April 26, 2010  By Keith Currie

April 26, 2010, Toronto – Ontario
agriculture is concerned, once again, that a
provincial government program is about to unfairly add to their
production costs.


April 26, 2010, Toronto – Ontario
agriculture is concerned, once again, that a
provincial government program is about to unfairly add to their
production costs. The issue stems from a Ministry of the Environment initiative to charge a fee
on all fertilizer sold in bags or containers under 30 kilograms in weight.

The fees collected are to cover the cost of
collecting unused fertilizer as a “special waste” and then disposing of it
“appropriately,” likely through incineration.

For a large portion of Ontario farmers this may not
be an issue since they work with bulk, not bagged, fertilizer. Many farmers in
Ontario’s horticulture and greenhouse sectors, however, rely on 25 kg bags of
fertilizer for their operations, as do many field crop growers who are not set
up for handling bulk fertilizer. Indeed, the Ontario Agri Business Association
estimates that Ontario farmers purchase approximately 30,000 tonnes of fertilizer
in packages of 30 kg or less, each year.

The Ontario Federation of Agriculture has always been
a strong proponent of waste diversion since municipal solid waste typically
ends up in landfill, and these landfills are often sited on arable land –
usually Class 1 land that is ideally suited for agricultural production.
However, the OFA cannot support the concept of diverting agricultural
fertilizer from landfills for the simple reason that farmers do not direct
fertilizer into the waste stream. Period! 

The process that ushered in this issue began in 2002
when the government passed the Waste Diversion Act, an act to promote the
reduction, reuse, and recycling of waste and to provide for the development,
implementation and operation of waste diversion programs. At the same time it
established a Municipal Hazardous and Special Waste Program. The first phase of
that program was introduced in 2007, at which time fertilizer was characterized
as a Special Waste, but there was an exemption for fertilizers used in
agricultural operations. However, recent revisions to the program have removed
that exemption.

A recent letter from the Ontario Agri Business
Association to the Ministry of the Environment’s Stewardship Ontario office
states: “The agricultural sector has repeatedly stated concern with
agricultural fertilizers being captured in a program for residential and small
industrial, commercial and institutional (waste) generators.”

From the perspective of the Ontario Federation of
Agriculture, fertilizers are an essential farm input, and government needs to
understand there is no waste fertilizer. The OABA letter points out, and we
agree that “farmers will not be returning fertilizer to hazardous waste depots
or landfill.” In fact, it could and should be stated that Ontario’s
agricultural sector is already in full compliance with the goal of the
province’s Waste Diversion Act in that fertilizer purchased by farmers is used
in its entirety and generates no waste, whatsoever.

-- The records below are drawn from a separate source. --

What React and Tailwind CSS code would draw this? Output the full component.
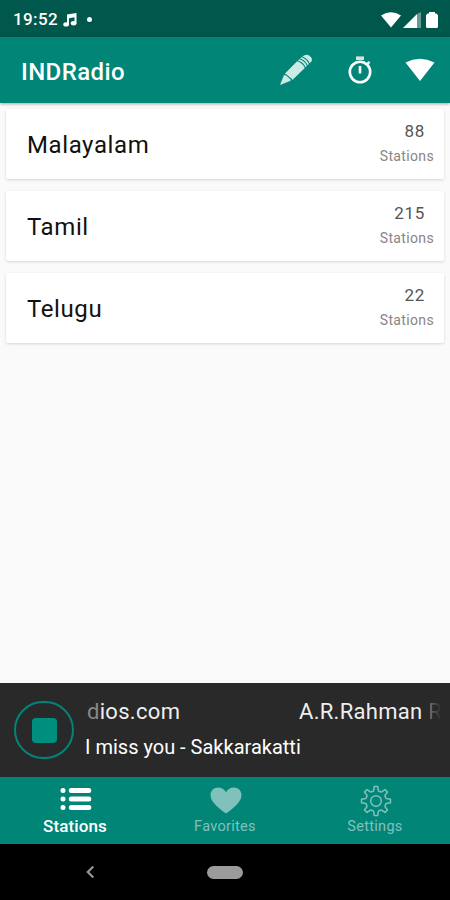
const stations = [
  { name: "Malayalam", count: 88 },
  { name: "Tamil", count: 215 },
  { name: "Telugu", count: 22 },
];

// outline of an eight-toothed gear centred on 16,16
const gearPath = () => {
  const pt = (r, deg) => {
    const a = (deg * Math.PI) / 180;
    return `${(16 + r * Math.cos(a)).toFixed(2)} ${(16 + r * Math.sin(a)).toFixed(2)}`;
  };
  let d = `M${pt(14.6, -97)}`;
  for (let i = 0; i < 8; i++) {
    const t = -90 + i * 45;
    d += `L${pt(14.6, t + 7)}L${pt(11.6, t + 11)}Q${pt(9.6, t + 15)} ${pt(10.4, t + 22.5)}Q${pt(9.6, t + 30)} ${pt(11.6, t + 34)}L${pt(14.6, t + 38)}`;
  }
  return d + "Z";
};

function StatusBar() {
  return (
    <div className="flex h-[37px] items-center bg-[#00574b] pt-[2px] pl-[13px] pr-[12px] text-white">
      <span className="text-[17px] font-medium leading-none tracking-[0.4px]">19:52</span>
      <svg className="ml-[5px]" width="14" height="14" viewBox="0 0 14 14" fill="currentColor">
        <path d="M4 1.5 13.5 0v10.2h-2V4.3L6 5.3v6.2H4z" />
        <ellipse cx="3.1" cy="11.4" rx="2.8" ry="2.2" />
        <ellipse cx="10.6" cy="10.2" rx="2.8" ry="2.2" />
      </svg>
      <span className="ml-[10px] h-[5px] w-[5px] rounded-full bg-white" />
      <svg className="ml-auto" width="20" height="16" viewBox="0 0 20 16" fill="currentColor">
        <path d="M0 3.6Q10-3.2 20 3.6L10 15.5z" />
      </svg>
      <svg className="ml-[2px]" width="18" height="16" viewBox="0 0 18 16" fill="currentColor">
        <path d="M0 16 14 2v14z" />
        <path d="M14 2l4-2v16h-4z" opacity=".4" />
      </svg>
      <svg className="ml-[5px]" width="12" height="16" viewBox="0 0 12 16" fill="currentColor">
        <path d="M3 0h6v1.5h1.5L12 3.2V14.5Q12 16 10.5 16h-9Q0 16 0 14.5V3.2L1.5 1.5H3z" />
      </svg>
    </div>
  );
}

function AppBar() {
  return (
    <header className="relative z-10 flex h-[66px] items-center bg-[#008577] pl-[21px] pr-[15px] text-white shadow-[0_1px_3px_rgba(0,0,0,0.35)]">
      <h1 className="pt-[3px] text-[24px] font-medium leading-none tracking-[0.4px]">INDRadio</h1>
      <svg className="ml-auto" width="32" height="32" viewBox="0 0 32 32" fill="#cdebe5">
        <path d="M0 31 4 21 6.2 21.600 10.6 25.600 10.600 26.800z" />
        <path d="M4.800 19.800 17.100 7.200Q22.500 8.700 24.800 13.900L12.400 26 11.700 24.800 6.200 20.200z" />
        <path d="M17.900 6.500 19.300 5.200Q24.700 6.600 26.900 12L25.600 13.200Q23.200 7.900 17.900 6.500z" />
        <path d="M20.100 4.400 21.400 3.200Q26.800 4.800 28.900 10L27.700 11.300Q25.500 6 20.100 4.400z" />
        <path d="M22.200 2.500Q26.200-.2 29.100 1.500 33.300 4.500 31.200 7.800L29.700 9.200Q27.500 4 22.200 2.500z" />
      </svg>
      <svg className="ml-[36px]" width="24" height="28" viewBox="0 0 24 28" fill="none" stroke="currentColor">
        <path d="M8 2.200h8" stroke="#dedede" strokeWidth="3.600" />
        <circle cx="12" cy="16" r="10.200" strokeWidth="2.600" />
        <path d="M12 10v7.500" strokeWidth="2.600" />
        <path d="m18.800 8.500 2.700-2.700" strokeWidth="2.400" />
      </svg>
      <svg className="ml-[33px]" width="30" height="24" viewBox="0 0 30 24" fill="currentColor">
        <path d="M.5 4.500Q14.800-2.800 29.500 4.500L15 23z" />
      </svg>
    </header>
  );
}

function StationCard({ name, count }) {
  return (
    <li className="flex h-[70px] justify-between rounded-[2px] bg-white pl-[21px] pr-[10px] shadow-[0_1px_3px_rgba(0,0,0,0.15)]">
      <span className="self-center pt-[2px] text-[24px] leading-none tracking-[0.6px] text-[#111]">{name}</span>
      <div className="flex flex-col items-end pt-[13px]">
        <span className="pr-[9px] text-[17px] leading-[18px] tracking-[0.7px] text-[#555]">{count}</span>
        <span className="mt-[8px] text-[14px] leading-[17px] tracking-[0.35px] text-[#868686]">Stations</span>
      </div>
    </li>
  );
}

function Player() {
  return (
    <section className="flex h-[94px] items-center bg-[#292929] pl-[14px] pr-[12px] text-white">
      <button className="flex h-[58px] w-[60px] shrink-0 items-center justify-center rounded-full border-2 border-[#008577]">
        <span className="h-[25px] w-[25px] rounded-[4px] bg-[#008f7f]" />
      </button>
      <div className="ml-[11px] min-w-0 flex-1 pb-[3px]">
        <div className="flex whitespace-nowrap text-[22px] leading-[28px] tracking-[0.3px] text-[#eee]">
          <span className="ml-[2px] w-[212px] shrink-0">
            <span className="text-[#888]">d</span>ios.com
          </span>
          <span>
            A.R.Rahman <span className="bg-gradient-to-r from-[#777] to-[#292929] bg-clip-text text-transparent">R</span>
          </span>
        </div>
        <div className="mt-[8px] text-[20px] leading-[26px]">I miss you - Sakkarakatti</div>
      </div>
    </section>
  );
}

function BottomNav() {
  return (
    <nav className="grid h-[67px] grid-cols-3 bg-[#008577] text-[#80c2bb]">
      <div className="flex flex-col items-center pt-[10px] text-white">
        <svg className="ml-px" width="32" height="24" viewBox="0 0 32 24" stroke="currentColor" strokeWidth="5" strokeLinecap="round">
          <path d="M3 3.5h.01M3 12h.01M3 20.5h.01M11.3 3.5h17.5M11.3 12h17.5M11.3 20.5h17.5" />
        </svg>
        <span className="mt-[5px] text-[17px] font-medium leading-[20px] tracking-[0.1px]">Stations</span>
      </div>
      <div className="flex flex-col items-center pt-[10px]">
        <svg className="ml-px" width="32" height="27" viewBox="0 0 32 27" fill="currentColor">
          <path d="M16 26.5C11 23 .5 15.5.5 8.3.5 3.5 4 .5 8.2.5c3.5 0 6 1.8 7.8 4.7C17.8 2.3 20.3.5 23.8.5c4.2 0 7.7 3 7.7 7.8C31.5 15.5 21 23 16 26.5z" />
        </svg>
        <span className="mt-[4px] text-[14.5px] leading-[18px] tracking-[0.3px]">Favorites</span>
      </div>
      <div className="flex flex-col items-center pt-[8px]">
        <svg className="ml-px" width="32" height="32" viewBox="0 0 32 32" fill="none" stroke="currentColor" strokeWidth="1.5" strokeLinejoin="round">
          <path d={gearPath()} />
          <circle cx="16" cy="16" r="5.3" />
        </svg>
        <span className="mt-[1px] text-[14.5px] leading-[18px] tracking-[0.3px]">Settings</span>
      </div>
    </nav>
  );
}

function SystemBar() {
  return (
    <div className="grid h-[56px] grid-cols-5 items-center justify-items-center bg-black">
      <svg className="col-start-1 -mr-[5px] justify-self-end" width="9" height="14" viewBox="0 0 9 14" fill="none" stroke="#969696" strokeWidth="2.2">
        <path d="M7.3 1.5 1.8 7l5.5 5.5" />
      </svg>
      <span className="col-start-3 h-[13px] w-[36px] rounded-full bg-[#9b9b9b]" />
    </div>
  );
}

export default function App() {
  return (
    <div className="flex h-[900px] w-[450px] flex-col bg-[#fafafa] font-['Roboto',sans-serif]">
      <StatusBar />
      <AppBar />
      <ul className="flex flex-1 flex-col gap-[12px] pt-[6px] pr-[6px] pl-[6px]">
        {stations.map((s) => (
          <StationCard key={s.name} name={s.name} count={s.count} />
        ))}
      </ul>
      <Player />
      <BottomNav />
      <SystemBar />
    </div>
  );
}
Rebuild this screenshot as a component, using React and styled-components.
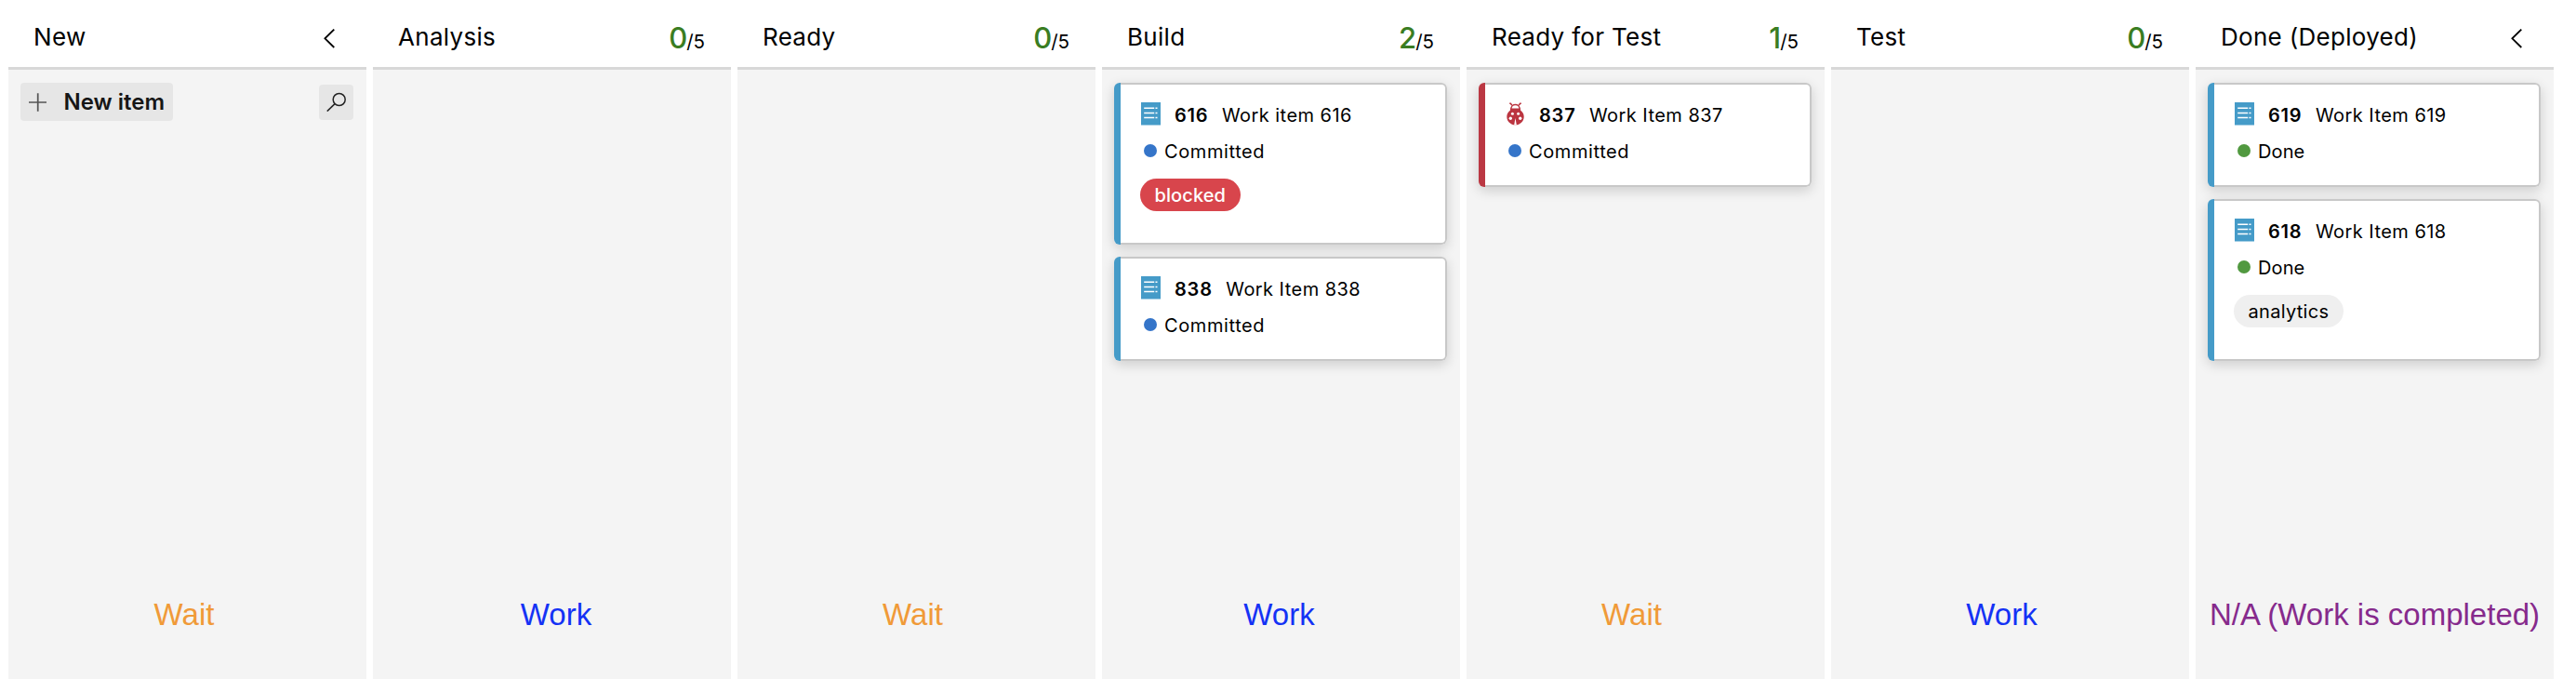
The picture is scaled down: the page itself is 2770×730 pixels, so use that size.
import React from "react";
import styled, { createGlobalStyle } from "styled-components";

const GlobalStyle = createGlobalStyle`
  * { box-sizing: border-box; }
  body { margin: 0; background: #fff; color: #000; font-family: Inter, "Liberation Sans", sans-serif; }
`;

const Board = styled.main`
  display: flex;
  gap: 7px;
  height: 730px;
  padding-left: 9px;
  overflow: hidden;
`;

const Column = styled.section`
  display: flex;
  flex: none;
  flex-direction: column;
  width: 385px;
`;

const ColumnHeader = styled.header`
  display: flex;
  justify-content: space-between;
  height: 75px;
  padding: 0 28px 0 27px;
  border-bottom: 3px solid #d8d8d8;
`;

const ColumnTitle = styled.h2`
  margin: 0;
  padding-top: 24px;
  font-size: 26px;
  font-weight: 400;
  line-height: 32px;
  letter-spacing: 0.3px;
  white-space: nowrap;
`;

const Limit = styled.div`
  display: flex;
  align-items: baseline;
  height: 40px;
  margin-top: 21px;
  font-size: 20.5px;
  line-height: 40px;
`;

const Count = styled.span`
  color: #3a7d22;
  font-size: 31px;
  font-weight: 500;
  letter-spacing: -1px;
`;

const CollapseIcon = styled.svg`
  width: 12px;
  height: 21px;
  margin: 31px 6px 0 0;
`;

const ColumnBody = styled.div`
  display: flex;
  flex: 1;
  flex-direction: column;
  gap: 13px;
  padding: 14px 14px 0 13px;
  background: #f4f4f4;
`;

const Toolbar = styled.div`
  display: flex;
  align-items: center;
  justify-content: space-between;
`;

const NewItemButton = styled.button`
  display: flex;
  align-items: center;
  gap: 18px;
  width: 164px;
  height: 41px;
  padding: 0 9px;
  border: 0;
  border-radius: 4px;
  background: #e6e6e6;
  color: #161616;
  font: 600 24px/41px Inter, sans-serif;
  white-space: nowrap;
`;

const SearchButton = styled.button`
  display: flex;
  width: 37px;
  height: 38px;
  padding: 8px;
  border: 0;
  border-radius: 4px;
  background: #e6e6e6;
`;

const CardFrame = styled.article`
  display: flex;
  height: ${(p) => (p.$tagged ? "174px" : "112px")};
  border-radius: 6px;
  background: linear-gradient(90deg, ${(p) => p.$accent} 7px, #fff 7px);
  box-shadow: 0 4px 13px rgba(0, 0, 0, 0.16);
`;

const CardContent = styled.div`
  flex: 1;
  margin-left: 7px;
  padding: 19px 0 0 22px;
  border: 2px solid #c8c8c8;
  border-left: 0;
  border-radius: 0 6px 6px 0;
`;

const TitleRow = styled.div`
  display: flex;
  height: 30px;
  font-size: 20px;
  letter-spacing: 0.45px;
  line-height: 28px;
  white-space: nowrap;
`;

const TypeIcon = styled.svg`
  width: 21px;
  height: 25px;
  margin-right: 15px;
`;

const ItemId = styled.strong`
  margin-right: 14.5px;
  font-weight: 600;
  letter-spacing: 0.8px;
`;

const StateRow = styled.div`
  display: flex;
  align-items: center;
  gap: 8px;
  height: 30px;
  margin-top: 7px;
  padding-left: 3px;
`;

const StateDot = styled.span`
  width: 14px;
  height: 14px;
  margin-top: -1px;
  border-radius: 50%;
  background: ${(p) => p.$color};
`;

const StateName = styled.span`
  padding-top: 1px;
  font-size: 20px;
  letter-spacing: ${(p) => (p.$compact ? "0.1px" : "0.6px")};
`;

const Tag = styled.span`
  display: block;
  width: fit-content;
  height: 35px;
  margin: 15px 0 0 -1px;
  padding: 0 15.5px;
  border-radius: 18px;
  background: ${(p) => (p.$alert ? "#d8454c" : "#efefef")};
  color: ${(p) => (p.$alert ? "#fff" : "#000")};
  font-size: 20px;
  font-weight: ${(p) => (p.$alert ? 500 : 400)};
  letter-spacing: ${(p) => (p.$alert ? "0.1px" : "0.3px")};
  line-height: 37px;
`;

const PhaseLabel = styled.footer`
  display: flex;
  justify-content: center;
  margin: auto -14px 50px -13px;
  padding-left: ${(p) => Math.max(p.$shift, 0) * 2}px;
  padding-right: ${(p) => Math.max(-p.$shift, 0) * 2}px;
  color: ${(p) => p.$color};
  font: 33px/38px "Liberation Sans", Arial, sans-serif;
  white-space: nowrap;
`;

const BacklogIcon = () => (
  <TypeIcon viewBox="0 0 21 25">
    <path fill="#459bc8" d="M0 0h21v24.500H0z" />
    <path stroke="#fff" strokeWidth="1.500" d="M3.200 6.200h11M15.500 6.200h2M3.200 11.400h11M15.500 11.400h2M3.200 16.600h11M15.500 16.600h2" />
  </TypeIcon>
);

const BugIcon = () => (
  <TypeIcon viewBox="0 0 21 25">
    <g fill="none" stroke="#bb3540" strokeWidth="1.500">
      <path d="M4.200 1.200h1.200l1.500 2M16.800 1.200h-1.200l-1.500 2" />
      <path d="M5.800 7.500C5.800 0.800 15.200 0.800 15.200 7.500" />
    </g>
    <path fill="#bb3540" d="M5 6.500h11v2.100c2.200 1.700 3.700 4 3.700 6.800 0 5.100-4.100 8.800-9.200 8.800s-9.200-3.700-9.200-8.800C1.300 12.600 2.800 10.300 5 8.600z" />
    <path fill="#fff" d="M10.500 17l1.300 7.200H9.200z" />
    <g fill="#fff">
      <circle cx="7.400" cy="12.300" r="1.500" />
      <circle cx="13.600" cy="12.300" r="1.500" />
      <circle cx="5.300" cy="17.300" r="1.700" />
      <circle cx="15.700" cy="17.300" r="1.700" />
    </g>
  </TypeIcon>
);

const states = { Committed: "#3575c9", Done: "#519940" };

function Card({ id, title, state, tag, bug }) {
  return (
    <CardFrame $tagged={Boolean(tag)} $accent={bug ? "#bb3843" : "#459bc8"}>
      <CardContent>
        <TitleRow>
          {bug ? <BugIcon /> : <BacklogIcon />}
          <ItemId>{id}</ItemId>
          <span>{title}</span>
        </TitleRow>
        <StateRow>
          <StateDot $color={states[state]} />
          <StateName $compact={state === "Done"}>{state}</StateName>
        </StateRow>
        {tag && <Tag $alert={tag === "blocked"}>{tag}</Tag>}
      </CardContent>
    </CardFrame>
  );
}

const phases = { Wait: "#f09a38", Work: "#1432f5", "N/A (Work is completed)": "#862a8c" };

const columns = [
  { title: "New", phase: "Wait", shift: -3.5, backlog: true },
  { title: "Analysis", count: 0, phase: "Work", shift: 4.5 },
  { title: "Ready", count: 0, phase: "Wait", shift: -4 },
  {
    title: "Build", count: 2, phase: "Work", shift: -2,
    cards: [
      { id: 616, title: "Work item 616", state: "Committed", tag: "blocked" },
      { id: 838, title: "Work Item 838", state: "Committed" },
    ],
  },
  {
    title: "Ready for Test", count: 1, phase: "Wait", shift: -15,
    cards: [{ id: 837, title: "Work Item 837", state: "Committed", bug: true }],
  },
  { title: "Test", count: 0, phase: "Work", shift: -9 },
  {
    title: "Done (Deployed)", phase: "N/A (Work is completed)", shift: 0,
    cards: [
      { id: 619, title: "Work Item 619", state: "Done" },
      { id: 618, title: "Work Item 618", state: "Done", tag: "analytics" },
    ],
  },
];

export default function App() {
  return (
    <>
      <GlobalStyle />
      <Board>
        {columns.map((column) => (
          <Column key={column.title}>
            <ColumnHeader>
              <ColumnTitle>{column.title}</ColumnTitle>
              {column.count === undefined ? (
                <CollapseIcon viewBox="0 0 12 21" fill="none" stroke="#000" strokeWidth="1.8">
                  <path d="M11.300 0.600L1.400 10.300l9.900 9.700" />
                </CollapseIcon>
              ) : (
                <Limit>
                  <Count>{column.count}</Count>/5
                </Limit>
              )}
            </ColumnHeader>
            <ColumnBody>
              {column.backlog && (
                <Toolbar>
                  <NewItemButton>
                    <svg width="20" height="20" viewBox="0 0 20 20" stroke="#555" strokeWidth="1.800">
                      <path d="M0 10h20M10 0v20" />
                    </svg>
                    New item
                  </NewItemButton>
                  <SearchButton aria-label="Search">
                    <svg width="21" height="21" viewBox="0 0 21 21" fill="none" stroke="#222" strokeWidth="1.500">
                      <circle cx="13.700" cy="8" r="6.500" />
                      <path d="M9 12.600L0.800 20.600" />
                    </svg>
                  </SearchButton>
                </Toolbar>
              )}
              {column.cards?.map((card) => <Card key={card.id} {...card} />)}
              <PhaseLabel $color={phases[column.phase]} $shift={column.shift}>{column.phase}</PhaseLabel>
            </ColumnBody>
          </Column>
        ))}
      </Board>
    </>
  );
}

OFA calls on the Ministry of the Environment to
accept the fact that it would be inequitable to extract a fee from the
agricultural sector for diverting fertilizer from landfills when the
agricultural sector is not responsible for directing fertilizer to landfills.

While the inclusion of agricultural fertilizers
packaged in 25 kg bags may be viewed as more administratively efficient by
Stewardship Ontario, it clearly demonstrates a naive misunderstanding of
farming that would result in a tax on farming to support a service that farmers
do not use.

OFA will continue to work on this issue in search of
greater fairness for all Ontario farmers.

Keith Currie is an executive member with the Ontario
Federation of Agriculture.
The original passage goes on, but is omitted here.